Title: METHODS FOR BUILDING AN INFLUENCER PRESENCE: IDENTITY CONSISTENCY, AUDIENCE TRUST, AND HIGH-VOLUME SHORT-FORM PRACTICE
Author:
Yevhen Velychko
Abstract:
Influencer presence is increasingly built inside fast, algorithmic short-form environments where audiences make trust judgments in seconds and where creators must sustain identity across large volumes of content. This article synthesizes empirical findings on self-presentation, credibility, sponsorship disclosure, and short-form video performance to explain why identity consistency functions as a strategic asset and why trust is best understood as a cumulative, interactional outcome rather than a single persuasive event. Using a structured review of 20 established sources, we connect identity theory and brand knowledge research with evidence from influencer marketing on authenticity threats, disclosure effects, parasocial relations, and follower-based heuristics.

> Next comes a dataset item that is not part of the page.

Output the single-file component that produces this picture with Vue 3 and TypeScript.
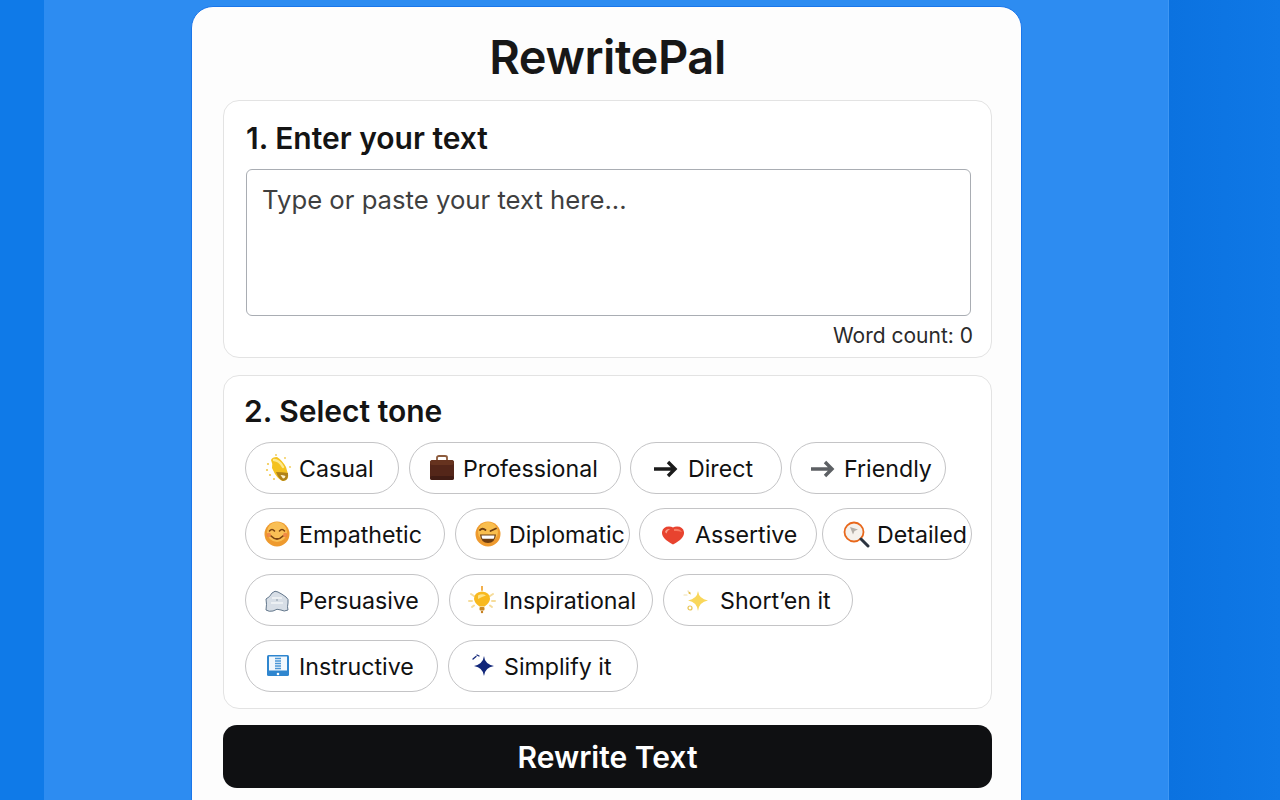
<script setup lang="ts">
import { ref } from 'vue'

interface Tone {
  label: string
  icon: string
  width: number
  iconX: number
  textX: number
  after: number
}

const text = ref('')

const toneRows: Tone[][] = [
  [
    { label: 'Casual', icon: 'wave', width: 154, iconX: 18, textX: 53, after: 10 },
    { label: 'Professional', icon: 'case', width: 212, iconX: 18, textX: 53, after: 9 },
    { label: 'Direct', icon: 'arrow', width: 152, iconX: 21, textX: 57, after: 8 },
    { label: 'Friendly', icon: 'arrowGrey', width: 156, iconX: 18, textX: 53, after: 0 },
  ],
  [
    { label: 'Empathetic', icon: 'smile', width: 200, iconX: 17, textX: 53, after: 10 },
    { label: 'Diplomatic', icon: 'grin', width: 175, iconX: 18, textX: 53, after: 9 },
    { label: 'Assertive', icon: 'heart', width: 178, iconX: 19, textX: 55, after: 5 },
    { label: 'Detailed', icon: 'search', width: 150, iconX: 19, textX: 54, after: 0 },
  ],
  [
    { label: 'Persuasive', icon: 'cloud', width: 194, iconX: 17, textX: 53, after: 10 },
    { label: 'Inspirational', icon: 'bulb', width: 204, iconX: 18, textX: 53, after: 10 },
    { label: 'Short’en it', icon: 'sparkle', width: 190, iconX: 17, textX: 56, after: 0 },
  ],
  [
    { label: 'Instructive', icon: 'book', width: 193, iconX: 18, textX: 53, after: 10 },
    { label: 'Simplify it', icon: 'star', width: 190, iconX: 20, textX: 55, after: 0 },
  ],
]

function chipStyle(tone: Tone) {
  return {
    width: `${tone.width}px`,
    marginRight: `${tone.after}px`,
    paddingLeft: `${tone.iconX}px`,
  }
}

function labelStyle(tone: Tone) {
  return { marginLeft: `${tone.textX - tone.iconX - 28}px` }
}
</script>

<template>
  <div class="page">
    <div class="column">
      <main class="card">
        <h1 class="title">RewritePal</h1>

        <section class="panel panel--input">
          <h2 class="panel__heading">1. Enter your text</h2>
          <textarea v-model="text" class="input" placeholder="Type or paste your text here..."></textarea>
          <div class="count">Word count: {{ text.trim() ? text.trim().split(/\s+/).length : 0 }}</div>
        </section>

        <section class="panel panel--tone">
          <h2 class="panel__heading panel__heading--tone">2. Select tone</h2>
          <div v-for="(row, i) in toneRows" :key="i" class="tone-row">
            <button v-for="tone in row" :key="tone.label" class="chip" type="button" :style="chipStyle(tone)">
              <svg class="chip__icon" viewBox="0 0 28 28" width="28" height="28" aria-hidden="true">
                <template v-if="tone.icon === 'wave'">
                  <path d="M7 6 Q8 3 13 3 Q18 6 22 13 L24 20 Q25 26 19 27 Q15 26 11 20 L8 14 Q9 10 7 6Z" fill="#f4c21f" />
                  <path d="M12 18 Q18 18 24 19 Q25 26 19 27 Q15 26 12 18Z" fill="#b08218" />
                  <path d="M16.500 21 Q19 21 21.500 22 Q21 24.500 19 24.500Z" fill="#fff4cc" />
                  <path d="M10 6 Q15 6 19 13" fill="none" stroke="#fde98f" stroke-width="2.400" stroke-linecap="round" />
                  <g fill="#f2c94c">
                    <circle cx="4" cy="10" r="1.100" />
                    <circle cx="3" cy="16" r="1.100" />
                    <circle cx="6" cy="21" r="1.100" />
                    <circle cx="10" cy="25" r="1" />
                    <circle cx="12" cy="1" r=".9" />
                    <circle cx="26" cy="13" r=".9" />
                    <circle cx="21" cy="4" r=".9" />
                  </g>
                </template>
                <template v-else-if="tone.icon === 'case'">
                  <path d="M9 7 V3.500 Q9 2 11 2 H17 Q19 2 19 3.500 V7" fill="none" stroke="#8c5b3c" stroke-width="1.800" />
                  <rect x="2" y="6" width="24" height="20" rx="2.500" fill="#542619" />
                  <rect x="2" y="6" width="24" height="5" rx="2.500" fill="#66331f" />
                  <rect x="2" y="22" width="24" height="4" rx="2" fill="#411c14" />
                </template>
                <template v-else-if="tone.icon === 'arrow' || tone.icon === 'arrowGrey'">
                  <path
                    d="M2 15 H22 M16 8 L23 15 L16 22"
                    fill="none"
                    :stroke="tone.icon === 'arrow' ? '#1b1b1b' : '#5d6064'"
                    stroke-width="3.400"
                    stroke-linejoin="miter"
                  />
                </template>
                <template v-else-if="tone.icon === 'smile'">
                  <circle cx="14" cy="14" r="12.500" fill="#ee9a2e" />
                  <circle cx="14" cy="12" r="10" fill="#f9bf55" />
                  <path d="M6.500 11 Q9 8 11.500 11 M16.500 11 Q19 8 21.500 11" fill="none" stroke="#7b4412" stroke-width="1.600" stroke-linecap="round" />
                  <path d="M8 16 Q14 22 20 16" fill="none" stroke="#7b4412" stroke-width="1.700" stroke-linecap="round" />
                  <circle cx="5.800" cy="15" r="2.200" fill="#ee7a44" opacity=".75" />
                  <circle cx="22.200" cy="15" r="2.200" fill="#ee7a44" opacity=".75" />
                </template>
                <template v-else-if="tone.icon === 'grin'">
                  <circle cx="14" cy="14" r="12.500" fill="#ee9a2e" />
                  <circle cx="14" cy="12" r="10" fill="#f9be4e" />
                  <path d="M6 10 Q8.500 7.500 11.500 10 M16.500 11 L22 8.500" fill="none" stroke="#6e3d10" stroke-width="1.800" stroke-linecap="round" />
                  <path d="M6 14.500 H22 Q21 23 14 23 Q7 23 6 14.500Z" fill="#6e3d10" />
                  <path d="M7.500 15.500 H20.500 Q20.300 18 19.500 18.700 H8.500 Q7.700 18 7.500 15.500Z" fill="#fff" />
                </template>
                <template v-else-if="tone.icon === 'heart'">
                  <path d="M14 24.500 Q11 23 7 20 Q2.500 16 3 12 Q4 6.500 10 6.500 Q12.500 6.500 14 7.500 Q15.500 6.500 18 6.500 Q24 6.500 25 12 Q25.500 16 21 20 Q17 23 14 24.500Z" fill="#e8432f" />
                  <path d="M6 12 Q7 8.500 11 9 Q8 10.500 7.500 13.500Z" fill="#f9a08a" />
                  <path d="M15 9 Q20 8 23 12 Q19 10.500 15 11Z" fill="#f77a62" />
                </template>
                <template v-else-if="tone.icon === 'search'">
                  <circle cx="12" cy="12" r="9.500" fill="#f5f1ec" stroke="#e8681c" stroke-width="1.800" />
                  <path d="M8 7 L16 9.500 L12.500 11 L11 14.500Z" fill="#b3aea8" />
                  <path d="M19 19 L26 26" stroke="#2c3440" stroke-width="3" stroke-linecap="round" />
                </template>
                <template v-else-if="tone.icon === 'cloud'">
                  <path d="M3 24 Q4 18 3 13 Q7 11 9 7 Q12 4 15 6 Q19 8 23 11 Q26 13 25 17 Q24 21 25 24 Q21 26 18 24 Q14 22 10 25 Q6 26 3 24Z" fill="#d7dee6" stroke="#62768b" stroke-width="1" />
                  <path d="M9 12 H19 M8 17 H20" stroke="#f4f6f8" stroke-width="1.500" />
                  <circle cx="14" cy="14" r="1" fill="#a6b2bd" />
                </template>
                <template v-else-if="tone.icon === 'bulb'">
                  <path d="M14 0 V4" stroke="#f2a838" stroke-width="1.800" stroke-linecap="round" />
                  <path d="M3 8 L6 10 M25 8 L22 10 M1 15 H4 M27 15 H24 M4 21 L6 19.500 M24 21 L22 19.500" stroke="#f6dc9a" stroke-width="2" stroke-linecap="round" />
                  <path d="M14 5.500 Q22 6 22 13 Q21.500 17 16.500 20.500 H11.500 Q6.500 17 6 13 Q6 6 14 5.500Z" fill="#f8b91f" />
                  <path d="M10 9.500 Q14 7 18 9.500 Q14 10.500 10 13Z" fill="#fde48a" />
                  <rect x="11.500" y="21" width="5" height="3.500" rx="1" fill="#cc8a22" />
                  <circle cx="14" cy="26" r="1.200" fill="#c77f1e" />
                </template>
                <template v-else-if="tone.icon === 'sparkle'">
                  <path d="M17 5 Q18 13 27 14.500 Q18 16 17 25 Q16 16 7 14.500 Q16 13 17 5Z" fill="#f9d75a" />
                  <path d="M7 5 L9.500 8 M3 9 H6" stroke="#f0e0ae" stroke-width="1.200" stroke-linecap="round" />
                  <circle cx="8.500" cy="7" r="1" fill="#e6b93e" />
                  <circle cx="9" cy="22" r="2" fill="none" stroke="#e9c554" stroke-width="1.200" />
                </template>
                <template v-else-if="tone.icon === 'book'">
                  <rect x="3" y="3" width="22" height="21" rx="1.500" fill="#2f86cf" />
                  <rect x="5" y="4.500" width="18" height="14" fill="#f2f8fd" />
                  <path d="M11 6.500 H17 M11 9 H17 M11 11.500 H17 M11 14 H17 M11 16.500 H17" stroke="#4b96d6" stroke-width="1.300" />
                  <circle cx="14" cy="22" r="1.300" fill="#fff" />
                </template>
                <template v-else>
                  <path d="M15 4 Q15.700 12 25 14 Q15.700 15.500 15 24 Q14 15.500 5 14 Q14 12 15 4Z" fill="#12277a" />
                  <path d="M4 7 L7 4.500 M8 3 L10 4" stroke="#12277a" stroke-width="1.300" stroke-linecap="round" />
                </template>
              </svg>
              <span class="chip__label" :style="labelStyle(tone)">{{ tone.label }}</span>
            </button>
          </div>
        </section>

        <button class="submit" type="button">Rewrite Text</button>
      </main>
    </div>
  </div>
</template>

<style>
html,
body {
  margin: 0;
  overflow: hidden;
}
</style>

<style scoped>
.page {
  width: 1280px;
  height: 800px;
  overflow: hidden;
  box-sizing: border-box;
  padding-left: 44px;
  background: linear-gradient(90deg, #0f7ae8 0, #0f7ae8 44px, #0b72e0 1169px, #0f78e6 100%);
  font-family: Inter, 'Liberation Sans', sans-serif;
  color: #111;
}

.column {
  width: 1125px;
  height: 800px;
  box-sizing: border-box;
  padding: 6px 0 0 147px;
  background: #2d8cf1;
  border-right: 1px solid #3f97f3;
}

.card {
  width: 831px;
  height: 860px;
  box-sizing: border-box;
  padding: 0 29px 0 31px;
  background: #fdfdfd;
  border: 1px solid #1a76ea;
  border-radius: 22px;
}

.title {
  margin: 0;
  height: 93px;
  padding-top: 5px;
  box-sizing: border-box;
  display: flex;
  align-items: center;
  justify-content: center;
  font-size: 47px;
  font-weight: 600;
  letter-spacing: -0.01em;
  color: #171717;
}

.panel {
  box-sizing: border-box;
  background: #fff;
  border: 1px solid #e3e3e3;
  border-radius: 16px;
}

.panel--input {
  height: 258px;
  padding: 0 20px 0 22px;
}

.panel--tone {
  height: 334px;
  margin-top: 17px;
  padding: 0 0 0 21px;
}

.panel__heading {
  margin: 0;
  height: 68px;
  padding-top: 6px;
  box-sizing: border-box;
  display: flex;
  align-items: center;
  font-size: 30px;
  font-weight: 600;
  color: #141414;
}

.panel__heading--tone {
  height: 66px;
  padding-top: 4px;
  margin-left: -1px;
}

.input {
  display: block;
  width: 725px;
  height: 147px;
  box-sizing: border-box;
  padding: 14px 15px;
  resize: none;
  outline: none;
  background: #fff;
  border: 1px solid #a9adb3;
  border-radius: 6px;
  font: 400 25.7px Inter, 'Liberation Sans', sans-serif;
  color: #222;
}

.input::placeholder {
  color: #3f3f3f;
  opacity: 1;
}

.count {
  margin-top: 7px;
  margin-right: -2px;
  font-size: 21px;
  line-height: 26px;
  text-align: right;
  color: #2a2a2a;
}

.tone-row {
  display: flex;
  margin-bottom: 14px;
}

.chip {
  flex: none;
  height: 52px;
  box-sizing: border-box;
  display: flex;
  align-items: center;
  padding: 0;
  background: #fff;
  border: 1px solid #c4c4c6;
  border-radius: 26px;
  font: 400 23.2px Inter, 'Liberation Sans', sans-serif;
  color: #111;
  white-space: nowrap;
}

.chip__icon {
  flex: none;
  display: block;
}

.chip__label {
  display: block;
  padding-top: 1px;
}

.submit {
  display: block;
  width: 769px;
  height: 63px;
  margin-top: 16px;
  background: #0f1012;
  border: none;
  border-radius: 14px;
  font: 600 30px Inter, 'Liberation Sans', sans-serif;
  color: #fff;
}
</style>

Because the study is conceptual and does not involve new primary data collection, we include an empirical application module: a transparent, reproducible “micro-audit” procedure that demonstrates how a creator can operationalize identity consistency, trust signals, and short-form practice intensity using measurable indicators from existing platform analytics. The contribution is a method-oriented framework that links (1) stable identity cues, (2) trust formation through credibility and transparency, and (3) deliberate high-volume practice in short-form formats into a single pipeline that can be tested and refined over time.
Keywords: Influencer marketing; identity consistency; audience trust; short-form video; TikTok; authenticity; credibility; disclosure; parasocial relations.